Yankees C Elston Howard
Elston Howard, long-time C for the Yankees, invented the batting doughnut, officially called "Elston Howard's On-Deck Bat Weight." The patent was issued in 1967, his 13th and second-to-last season as a ML player. The on-deck hitter places the metal ring around the barrel of the bat to add weight and make the bat feel lighter when he steps into the box. The first club to buy Howard's invention was the St. Louis Cardinals. The device quickly caught on and ended the habit of players swinging two and three bats in the on deck circle.

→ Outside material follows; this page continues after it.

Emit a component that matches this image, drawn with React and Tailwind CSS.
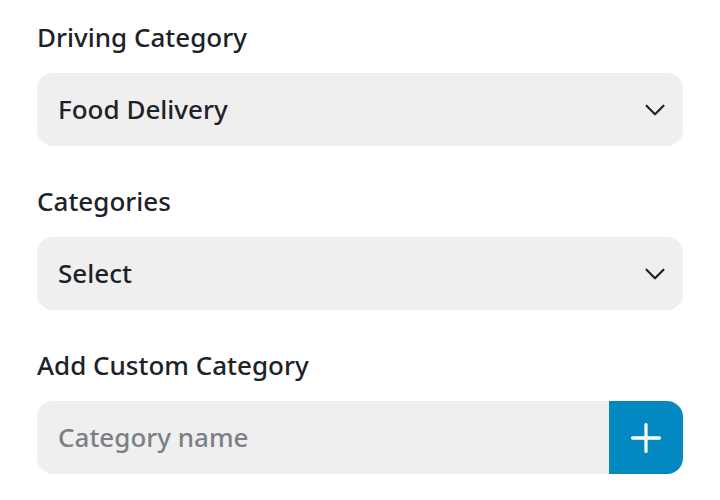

Howard and his backers failed to make the expected windfall on their invention because the bat companies made their own, flooding the market. Howard and company didn't have the money to fight the patent infringement in court.
Numerals on the Front
The 1952 Brooklyn Dodgers were the first team to wear numerals on the front of the uniform. They did so only on the home uniform.